Lo que esconde una copa de vino

Lo que esconde una copa de vino

Por Violeta Gorodischer
La inspiración llega,a veces, de los lugares más inesperados. En pleno boom gastronómico, cuando los chefs son rockstars, y hay ferias y libros y catas de todo tipo, existen, aún, personas que marcan la diferencia. Es el caso de Agustina de Alba, joven sommelier que, con 27 años, ya es una de las próximas elegidas de Forbes en el ranking de los “35 sub 35” destacados en su profesión.

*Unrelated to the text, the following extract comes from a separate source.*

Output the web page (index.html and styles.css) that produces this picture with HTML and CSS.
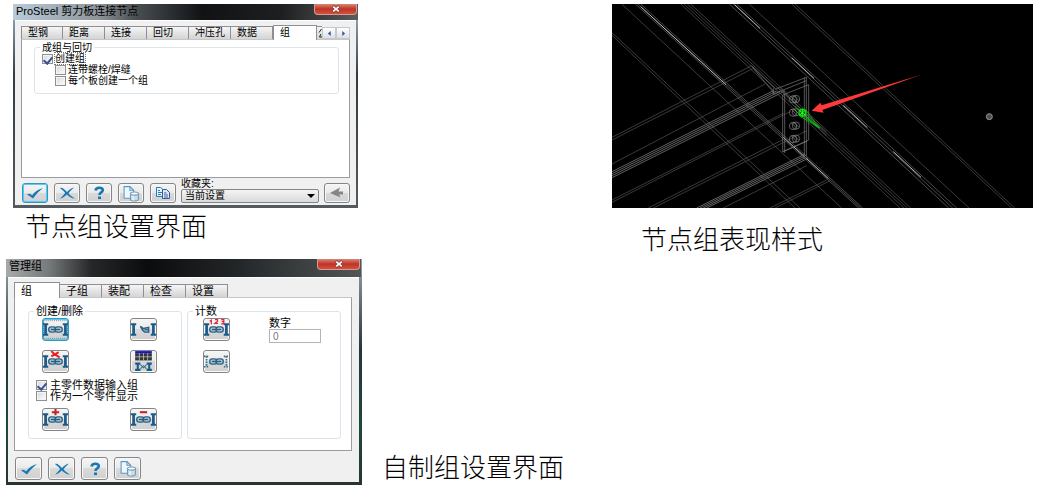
FILE: index.html
```html
<!DOCTYPE html>
<html lang="zh-CN">
<head>
<meta charset="utf-8">
<meta name="viewport" content="width=device-width, initial-scale=1">
<title>ProSteel 节点组</title>
<link rel="stylesheet" href="styles.css">
</head>
<body>
<svg class="sprite" aria-hidden="true">
  <symbol id="check" viewBox="0 0 18 14"><path d="M1 8.500C3 7 5 8 6 9.500C9 5.500 12 3.500 17 2C13 5 9.500 9 7 12.500C5 11.500 3.500 9.500 1 8.500Z" fill="#1878b4"/></symbol>
  <symbol id="cross" viewBox="0 0 18 14"><path d="M2 2C4 1 6 3 9 6C11 4 13 2 16 1.500C14 3.500 12 5 10.500 7.200C12 9 14 11 17 12.500C13.500 12.500 11 10.500 8.800 8.500C7 10 5 12 2 12.500C4 11 5.500 9 7.200 7C5.500 5 4 3.500 2 2Z" fill="#1878b4"/></symbol>
  <symbol id="help" viewBox="0 0 18 14"><path d="M5.500 4.500C6 .800 13 .800 12.800 4.200C12.700 6.500 9.600 6.200 9.400 9" fill="none" stroke="#1878b4" stroke-width="2.600"/><rect x="8" y="10.500" width="3" height="2.600" fill="#1878b4"/></symbol>
  <symbol id="page" viewBox="1 0 16 16"><path d="M2.500 1.500H8L11.500 5V12.500H2.500Z" fill="#eef7fd" stroke="#5b97c5"/><path d="M8 1.500V5H11.500" fill="none" stroke="#5b97c5"/><path d="M8.500 8V13.800C9 15.500 15.500 15.500 16 13.800V8Z" fill="#c7dcea" stroke="#7299b5"/><ellipse cx="12.250" cy="8" rx="3.750" ry="1.500" fill="#fff" stroke="#7299b5"/><path d="M11 10V14.500" stroke="#fff"/></symbol>
  <symbol id="copy" viewBox="0 0 18 14"><path d="M2.500 1.500H6.500L9.500 4V10.500H2.500Z" fill="#e5f3fb" stroke="#247caf"/><path d="M4 4.500H6M4 6.500H8M4 8.500H7" stroke="#247caf"/><path d="M8.500 3.500H12.500L15.500 6.500V12.500H8.500Z" fill="#dceaf5" stroke="#315c98"/><path d="M10 7H12.500M10 9H14M10 11H14" stroke="#59539f"/></symbol>
  <symbol id="back" viewBox="0 0 18 14"><path d="M2 7L12 1.500L10.500 5.500H15V8.500H11L12.500 11.500Z" fill="#858585"/></symbol>
  <symbol id="beams" viewBox="0 0 24 20"><path d="M0 5H5M0 15H5M19 5H24M19 15H24" stroke="#1b5b8a" stroke-width="2"/><path d="M2.500 5V15M21.500 5V15" stroke="#1b5b8a" stroke-width="2.600"/></symbol>
  <symbol id="links" viewBox="0 0 24 20"><rect x="5.500" y="7.500" width="7" height="5" rx="2.500" fill="#b8d0dc" stroke="#285f80" stroke-width="1.300"/><rect x="11.500" y="7.500" width="7" height="5" rx="2.500" fill="#b8d0dc" stroke="#285f80" stroke-width="1.300"/><path d="M7.500 10H16.500" stroke="#285f80" stroke-width="1.500"/></symbol>
</svg>

<main class="page">
  <div class="column">
    <figure class="figure-top">
      <section class="dialog" aria-label="ProSteel 剪力板连接节点">
        <header class="titlebar"><h2 class="title">ProSteel 剪力板连接节点</h2><button class="close" type="button" aria-label="关闭"><svg viewBox="0 0 12 10"><path d="M2 1.500L10 8.500M10 1.500L2 8.500" stroke="#7d3935" stroke-width="3.600"/><path d="M2.500 2L9.500 8M9.500 2L2.500 8" stroke="#fff" stroke-width="2.200"/></svg></button></header>
        <div class="client">
          <div class="tabs" role="tablist">
            <button class="tab" role="tab">型钢</button><button class="tab" role="tab">距离</button><button class="tab" role="tab">连接</button><button class="tab" role="tab">回切</button><button class="tab" role="tab">冲压孔</button><button class="tab" role="tab">数据</button><button class="tab selected" role="tab" aria-selected="true">组</button><button class="tab clipped" role="tab" aria-label="下一项"><svg viewBox="0 0 4 10"><path d="M3.500 1L1 4.500M3 6L1.500 9H4" fill="none" stroke="#222"/></svg></button>
            <button class="scroll" aria-label="向左"><svg viewBox="0 0 6 6"><path d="M4.500 0V6L1 3Z" fill="#3858a0"/></svg></button><button class="scroll" aria-label="向右"><svg viewBox="0 0 6 6"><path d="M1.500 0V6L5 3Z" fill="#3858a0"/></svg></button>
          </div>
          <div class="panel panel-single" role="tabpanel">
            <fieldset class="group">
              <legend>成组与回切</legend>
              <label class="option"><input type="checkbox" checked><span class="focused">创建组</span></label>
              <label class="option nested"><input type="checkbox"><span>连带螺栓/焊缝</span></label>
              <label class="option nested"><input type="checkbox"><span>每个板创建一个组</span></label>
            </fieldset>
          </div>
          <footer class="actions">
            <button class="tool active" aria-label="确定"><svg><use href="#check"/></svg></button>
            <button class="tool" aria-label="取消"><svg><use href="#cross"/></svg></button>
            <button class="tool" aria-label="帮助"><svg><use href="#help"/></svg></button>
            <button class="tool" aria-label="模板"><svg class="large"><use href="#page"/></svg></button>
            <button class="tool" aria-label="复制"><svg><use href="#copy"/></svg></button>
            <div class="favorites"><label for="favorite">收藏夹:</label><div class="select-wrap"><select id="favorite"><option>当前设置</option></select></div></div>
            <button class="tool" aria-label="返回"><svg><use href="#back"/></svg></button>
          </footer>
        </div>
      </section>
      <figcaption class="caption caption-node">节点组设置界面</figcaption>
    </figure>

    <figure class="figure-bottom">
      <section class="dialog manager" aria-label="管理组">
        <header class="titlebar"><h2 class="title">管理组</h2><button class="close" type="button" aria-label="关闭"><svg viewBox="0 0 12 10"><path d="M2 1.500L10 8.500M10 1.500L2 8.500" stroke="#7d3935" stroke-width="3.600"/><path d="M2.500 2L9.500 8M9.500 2L2.500 8" stroke="#fff" stroke-width="2.200"/></svg></button></header>
        <div class="client">
          <div class="tabs" role="tablist"><button class="tab selected" role="tab" aria-selected="true">组</button><button class="tab" role="tab">子组</button><button class="tab" role="tab">装配</button><button class="tab" role="tab">检查</button><button class="tab" role="tab">设置</button></div>
          <div class="panel panel-double" role="tabpanel">
            <fieldset class="group">
              <legend>创建/删除</legend>
              <div class="icon-grid">
                <button class="tool active" aria-label="创建组"><svg viewBox="0 0 24 20"><use href="#beams"/><use href="#links"/><rect x=".5" y="1.500" width="23" height="17" fill="none" stroke="#555" stroke-width=".6" stroke-dasharray="1 1"/></svg></button>
                <button class="tool" aria-label="拆分组"><svg viewBox="0 0 24 20"><use href="#beams"/><path d="M9 7L12 9L17 8V12.500H13L11 10.500Z" fill="#8db1c4" stroke="#285f80" stroke-width="1.300"/><path d="M13 10.200H17" stroke="#285f80"/></svg></button>
                <button class="tool" aria-label="删除组"><svg viewBox="0 0 24 20"><use href="#beams"/><use href="#links"/><path d="M8 0L11 3L16 6M15 1L12 3L8 5" fill="none" stroke="#ef2020" stroke-width="2"/></svg></button>
                <button class="tool" aria-label="组列表"><svg viewBox="0 0 24 20"><path d="M4 1H20" stroke="#1111e8" stroke-width="2"/><rect x="4" y="2" width="16" height="7" fill="#333"/><path d="M4 5.500H20M8 2V9M12 2V9M16 2V9" stroke="#bbb" stroke-width=".8"/><path d="M4 12H9M4 18H9M15 12H20M15 18H20M6.500 12V18M17.500 12V18" stroke="#1b5b8a" stroke-width="2"/><path d="M9 13L12 16L15 13M9 17L12 14L15 17" stroke="#3b7290" fill="none"/></svg></button>
              </div>
              <div class="options">
                <label class="option"><input type="checkbox" checked><span>主零件数据输入组</span></label>
                <label class="option"><input type="checkbox"><span>作为一个零件显示</span></label>
              </div>
              <div class="icon-grid">
                <button class="tool" aria-label="添加"><svg viewBox="0 0 24 20"><use href="#beams"/><use href="#links"/><path d="M8.500 3H15.500M12 0V6" stroke="#c9202c" stroke-width="2"/></svg></button>
                <button class="tool" aria-label="移除"><svg viewBox="0 0 24 20"><use href="#beams"/><use href="#links"/><path d="M8.500 3H15.500" stroke="#c9202c" stroke-width="2"/></svg></button>
              </div>
            </fieldset>
            <fieldset class="group counting">
              <legend>计数</legend>
              <div class="count-tools">
                <button class="tool" aria-label="编号"><svg viewBox="0 0 24 20"><use href="#beams"/><use href="#links"/><path d="M5.500 2L7 1V5M10.500 .500H13V2L10.500 4H13.500M16.500 .500H19V4.500H16.500M17 2.500H19" fill="none" stroke="#e02735" stroke-width="1.200"/></svg></button>
                <button class="tool" aria-label="清除编号"><svg viewBox="0 0 24 20"><path d="M0 5H5M0 15H5M2.500 5V15M19 5H24M19 15H24M21.500 5V15" stroke="#386b8c" stroke-width="1.600" stroke-dasharray="1.500 1"/><use href="#links"/></svg></button>
              </div>
              <div class="number"><label for="count">数字</label><input id="count" type="text" value="0" disabled></div>
            </fieldset>
          </div>
          <footer class="actions">
            <button class="tool" aria-label="确定"><svg><use href="#check"/></svg></button>
            <button class="tool" aria-label="取消"><svg><use href="#cross"/></svg></button>
            <button class="tool" aria-label="帮助"><svg><use href="#help"/></svg></button>
            <button class="tool" aria-label="模板"><svg class="large"><use href="#page"/></svg></button>
          </footer>
        </div>
      </section>
      <figcaption class="caption caption-manager">自制组设置界面</figcaption>
    </figure>
  </div>

  <figure class="model">
    <svg class="viewport" viewBox="6 12 1263 612" role="img" aria-label="节点组线框模型">
      <defs><linearGradient id="tail"><stop offset="0" stop-color="#ff3939"/><stop offset=".85" stop-color="#ff3939"/><stop offset="1" stop-color="#801010"/></linearGradient></defs>
      <rect x="6" y="12" width="1263" height="612" fill="#000"/>
      <g fill="none" stroke="#585858" stroke-width="2">
        <path d="M6 98L570 624M6 106L555 624M35 12L695 624M212 12L870 624M222 12L882 624M232 12L892 624M242 12L902 624M418 12L1077 624M545 12L1205 624M555 12L1214 624"/>
        <path stroke="#707070" d="M76 12L746 624M92 12L758 624M84 12L752 624M358 12L1016 624M370 12L1028 624M380 12L1040 624"/>
        <path stroke="#b8b8b8" stroke-width="3" d="M92 20L270 183M265 178L348 254M520 412L655 536M374 14L450 85M545 173L612 235M700 316L772 383M850 455L933 532"/>
        <path d="M425 197L6 412M432 204L6 420M465 252L6 492M520 340L6 600M540 335L6 607M520 418L115 624M590 392L130 624M590 497L340 624M650 540L480 624M660 542L495 624"/>
        <path stroke="#626262" stroke-width="3" d="M490 272L6 515M500 273L6 521M510 274L6 527M525 273L6 533M585 462L260 624M588 466L270 624M590 471L280 624M594 475L290 624"/>
        <path stroke="#808080" d="M425 197L495 265M430 205L495 283M490 265V283M495 268L589 232M500 278L589 242M518 285V455L590 424M524 281V459M583 232V466M589 232V468M596 254V420L520 455M518 285L596 254"/>
        <path stroke="#656565" d="M500 260L650 396M512 265L650 406"/>
        <g id="bolt" stroke="#8a8a8a"><circle cx="549" cy="298" r="11"/><circle cx="558" cy="297" r="11"/><path d="M544 288L562 307M551 286L567 302"/></g>
        <use href="#bolt" y="40"/><use href="#bolt" y="80"/><use href="#bolt" y="119"/>
      </g>
      <g fill="none" stroke="#08d908" stroke-width="2"><path d="M554 317L628 384L587 329M568 347L628 384M578 347L628 384M585 347L628 384"/><circle cx="577" cy="338" r="10" fill="#075d07" stroke-width="4"/><path stroke="#22ff22" stroke-width="3" d="M568 331L587 346M568 346L587 330M577 326V350"/></g>
      <path d="M605 332L631 308L635 316L940 222L637 330L641 338Z" fill="url(#tail)"/>
      <circle cx="1138" cy="350" r="9" fill="#505050" stroke="#929292" stroke-width="3"/>
    </svg>
    <figcaption class="caption caption-model">节点组表现样式</figcaption>
  </figure>
</main>
</body>
</html>
```
FILE: styles.css
```css
* { box-sizing: border-box; }

body {
  margin: 0;
  background: #fff;
  color: #000;
  font-family: "Liberation Sans", "Noto Sans CJK SC", sans-serif;
}

figure { margin: 0; }
button, input, select { font: inherit; color: inherit; margin: 0; }
button { padding: 0; }
.sprite { position: absolute; width: 0; height: 0; }

.page {
  display: grid;
  grid-template-columns: minmax(0, 606fr) minmax(0, 421fr);
  align-items: start;
  padding: 4px 31px 16px 6px;
}

.column { display: flex; flex-direction: column; gap: 17px; }
.figure-top { padding-left: 7px; }
.figure-bottom { display: flex; align-items: flex-end; gap: 20px; }

.caption {
  font-family: "Noto Sans CJK SC", sans-serif;
  font-size: 26px;
  font-weight: 300;
  line-height: 34px;
  white-space: nowrap;
}
.caption-node { padding-left: 12px; }
.caption-model { padding: 13px 0 0 29px; }
.caption-manager { padding-bottom: 2px; }

.viewport { display: block; width: 100%; }

/* Dialog frame */
.dialog {
  width: 345px;
  padding: 0 2px 3px;
  background: linear-gradient(#a4b8c8, #333b40 35%, #555a5e);
  font-size: 10px;
  line-height: 11px;
}
.manager {
  flex: none;
  width: 356px;
  padding: 0 3px 3px 2px;
  background: linear-gradient(#9ba5a8, #26363b 40%, #1d493d 75%, #283532);
  font-size: 11px;
  line-height: 12px;
}
.titlebar {
  display: flex;
  justify-content: space-between;
  align-items: flex-start;
  height: 16px;
  margin: 0 -2px;
  padding-left: 3px;
  background: linear-gradient(90deg, #b9cbd9, #8d9499 25%, #4c5154 35%, #101214 55%, #1d1f21 78%, #5a5c5e);
}
.manager .titlebar {
  height: 18px;
  background: linear-gradient(90deg, #a7aaab, #777a7b 12%, #252728 24%, #0b0c0d 40%, #232628 65%, #525657);
}
.title {
  margin: 0;
  font-size: 11px;
  font-weight: 400;
  line-height: 14px;
}
.close {
  display: grid;
  place-items: center;
  width: 43px;
  height: 11px;
  margin-right: 1px;
  border: 1px solid #d59b92;
  border-top: 0;
  border-radius: 0 0 4px 4px;
  background: linear-gradient(#d9877b, #bf3324 50%, #d4513c);
}
.close svg { width: 10px; height: 8px; }

.client {
  padding: 5px 6px 2px;
  border-top: 1px solid #fff;
  background: #f0f0f0;
}
.manager .client { padding: 4px 7px 2px 6px; }

/* Tabs */
.tabs { display: flex; align-items: flex-end; height: 13px; }
.manager .tabs { height: 15px; }
.tab {
  flex: none;
  width: 42px;
  height: 13px;
  padding-left: 6px;
  border: 1px solid #8e8f94;
  border-width: 1px 1px 0 0;
  background: linear-gradient(#f6f6f6, #e4e4e4 50%, #d4d4d4);
  text-align: left;
  line-height: 12px;
  white-space: nowrap;
}
.tab:first-child { border-left-width: 1px; }
.tab.selected {
  position: relative;
  width: 44px;
  height: 15px;
  margin-bottom: -1px;
  border-left-width: 1px;
  background: #fff;
}
.manager .tab.selected { width: 46px; height: 16px; }
.tab.clipped {
  display: flex;
  justify-content: flex-end;
  flex: 1;
  width: 0;
  min-width: 0;
  padding: 1px 0 0;
  border-right-width: 0;
}
.clipped svg { width: 4px; height: 10px; }
.scroll {
  display: grid;
  place-items: center;
  width: 14px;
  height: 12px;
  border: 1px solid #c4c8cf;
  background: linear-gradient(#fff, #dcdfe4);
}
.scroll svg { width: 5px; height: 5px; }

.panel {
  border: 1px solid #9a9ba3;
  border-top-color: #c5c6ca;
  background: #fff;
}
.panel-single { min-height: 139px; padding: 2px 10px 0 12px; }
.panel-double {
  display: grid;
  grid-template-columns: 1fr 1fr;
  gap: 5px;
  min-height: 154px;
  padding: 7px 10px 11px 13px;
}

.group {
  min-width: 0;
  margin: 0;
  padding: 0 7px 7px;
  border: 1px solid #dde5ea;
  border-radius: 3px;
}
.group legend { margin-left: -2px; padding: 0 2px; }

.option {
  display: flex;
  align-items: center;
  gap: 2px;
  width: max-content;
  height: 11px;
}
.nested { margin-left: 13px; }
.focused { outline: 1px dotted #777; }
.option input {
  appearance: none;
  display: grid;
  place-items: center;
  width: 11px;
  height: 10px;
  border: 1px solid #8e8f8f;
  background: linear-gradient(135deg, #d3d7da, #fff);
  box-shadow: inset 0 0 0 1px #f4f4f4;
}
.option input:checked::before {
  content: "";
  width: 4px;
  height: 7px;
  border: solid #3b509b;
  border-width: 0 2px 2px 0;
  transform: rotate(40deg);
}
.manager .option { gap: 3px; }

/* Tool buttons */
.tool {
  display: grid;
  place-items: center;
  flex: none;
  width: 26px;
  height: 20px;
  border: 1px solid #858585;
  border-radius: 3px;
  background: linear-gradient(#f5f5f5, #eaeaea 48%, #dadada 50%, #d0d0d0);
  box-shadow: inset 0 0 0 1px #f8f8f8;
}
.manager .tool { width: 27px; height: 23px; }
.tool.active {
  border-color: #3397c5;
  box-shadow: inset 0 0 0 1px #57ccef;
}
.tool svg { display: block; width: 18px; height: 14px; }
.tool .large { width: 18px; height: 17px; }
.group .tool svg { width: 25px; height: 21px; }

.icon-grid {
  display: grid;
  grid-template-columns: 27px 27px;
  column-gap: 61px;
  row-gap: 9px;
  padding: 1px 0 0 6px;
}
.options { padding: 6px 0; }

.counting { display: flex; flex-wrap: wrap; align-content: flex-start; gap: 39px; }
.count-tools { display: grid; gap: 9px; padding: 1px 0 0 8px; }
.number { display: grid; align-content: start; }
.number input {
  width: 52px;
  height: 14px;
  padding: 0 3px;
  border: 1px solid #b4b4b4;
  background: #fff;
  color: #777;
  font-size: 10px;
}

.actions { display: flex; align-items: flex-end; gap: 6px; padding: 0 0 0 1px; }
.manager .actions { padding-top: 6px; }
.favorites { flex: 1; min-width: 0; margin: 0 -1px; }
.favorites label { display: block; }
.select-wrap { position: relative; }
.select-wrap::after {
  content: "";
  position: absolute;
  right: 4px;
  top: 5px;
  border: 4px solid transparent;
  border-top-color: #000;
  border-bottom: 0;
  pointer-events: none;
}
.favorites select {
  appearance: none;
  display: block;
  width: 100%;
  height: 14px;
  padding: 0 3px;
  border: 1px solid #858585;
  border-radius: 2px;
  background: linear-gradient(#f4f4f4, #dadada);
  line-height: 12px;
}
```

Quince años tenía el día en que su padre, recién separado, le propuso ir de vacaciones al lugar del mundo que ella quisiera. “Los dos solos, elegí vos”, dijo el hombre, y Agustina no dudó: Mendoza. ¿La razón? Había escuchado, en los pasillos alborotados del colegio, que el chico del que estaba enamorada se iba a ese mismo lugar. San Rafael, para ser exactos. El padre, sorprendido, accedió sin hacer preguntas. Por supuesto, jamás se cruzaron con el muchacho en cuestión y fue así cómo, entre el aburrimiento y la decepción, Agustina terminó en una excursión al Museo del Vino de la Bodega La Rural (casa de Don Felipe Rutini).
Un par de explicaciones del guía fueron suficientes para que decidiera que quería estudiar todo sobre el mundo del vino, esa carrera que, según sus propios cálculos, podría “hacerla viajar por el mundo”. Claro que al llenar el formulario web de la Escuela Argentina de Sommeliers se percataron de que la postulante tenía… bueno, la edad que tenía. “Imposible”, comunicaron secamente por escrito. Agustina no se desesperó. Respiró hondo. Fue paciente. Terminó el colegio, ignoró las burlas que la tildaban de “borracha” en los tests de orientación vocacional, soportó estoica el reclamo paterno y la ofensa que, en aquel entonces, significaba que ella quisiera estudiar algo así. Llegó entonces el día en que cumplió 18 y volvió a anotarse en la carrera, convirtiéndose en la estudiante más joven de la institución.
A los 19, ya graduada con medalla de honor, aceptó un trabajo como camarera en la hostería Los Notros, frente al glaciar Perito Moreno. Dejó Buenos Aires sin mirar atrás. Los tres días en que la sommelier oficial del hotel se tomaba franco, ella tenía el permiso de reemplazarla: tachaba los días como los presos esperando aquel momento glorioso. Fue en una de esas noches, justamente, cuando una pareja de turistas franceses solicitó asesoramiento en el restaurante. “No nos importan los precios -le aseguraron-. Queremos recomendaciones.”
Agustina sonrió y fue directo al Finca Los Nobles, Cabernet Bouchet, 1995, de Bodega Luigi Bosca. Encantados, los turistas le contaron que ellos tenían, también, un viñedo. “Chateau Le Pin”, dijeron, y Agustina se quedó muda. Un segundo después, se largó a llorar.
Sucede que los tres vinos más caros, buscados y renombrados del mundo son Romanee Conti, Chateau Petrus y Chateau Le Pin. Y Agustina, como todo apasionado, lo sabía desde el día en que decidió a qué se iba a dedicar.
El resto es historia: los franceses se conmovieron (no cualquiera llora al escuchar el nombre de un viñedo), la invitaron una temporada a cosechar, le abrieron las puertas para ir a España y a Italia, le presentaron gente importante que aportó su granito de arena para ayudarla a crecer.
Hoy, Agustina de Alba es un orgullo nacional: Mejor Sommelier de la Argentina de los años 2008 y 2012; 5° puesto del continente americano en el concurso Mejor Sommelier de las Américas y una de las más jóvenes promesas del continente: mujer poderosa en un universo masculino por tradición que de a poco, y cada vez más, empieza a mostrarse flexible.
La escuché contar su derrotero hace sólo unas semanas, en plena cata de vinos, mientras degustaba un Angélica Zapata Cabernet Sauvignon de la Bodega Catena Zapata, año 2002. No recuerdo placer semejante y, nobleza obliga, la chica es una narradora excepcional.
En todo relato, dice Bertolt Brecht, existe un “instante perfecto”. Ese momento en la historia, cualquier historia, que lo resume todo: el dramaturgo debe tener la maestría de crear una imagen que condense, en un único gesto, presente, pasado y futuro.
El llanto de Agustina ante los franceses fue ese instante perfecto: allí se pueden leer la perseverancia, la pasión y el arrebato self made que la llevaría lejos. Verla llorar fue para esa pareja de turistas garantía suficiente. Todo indica que no equivocaron. ¡Salud!.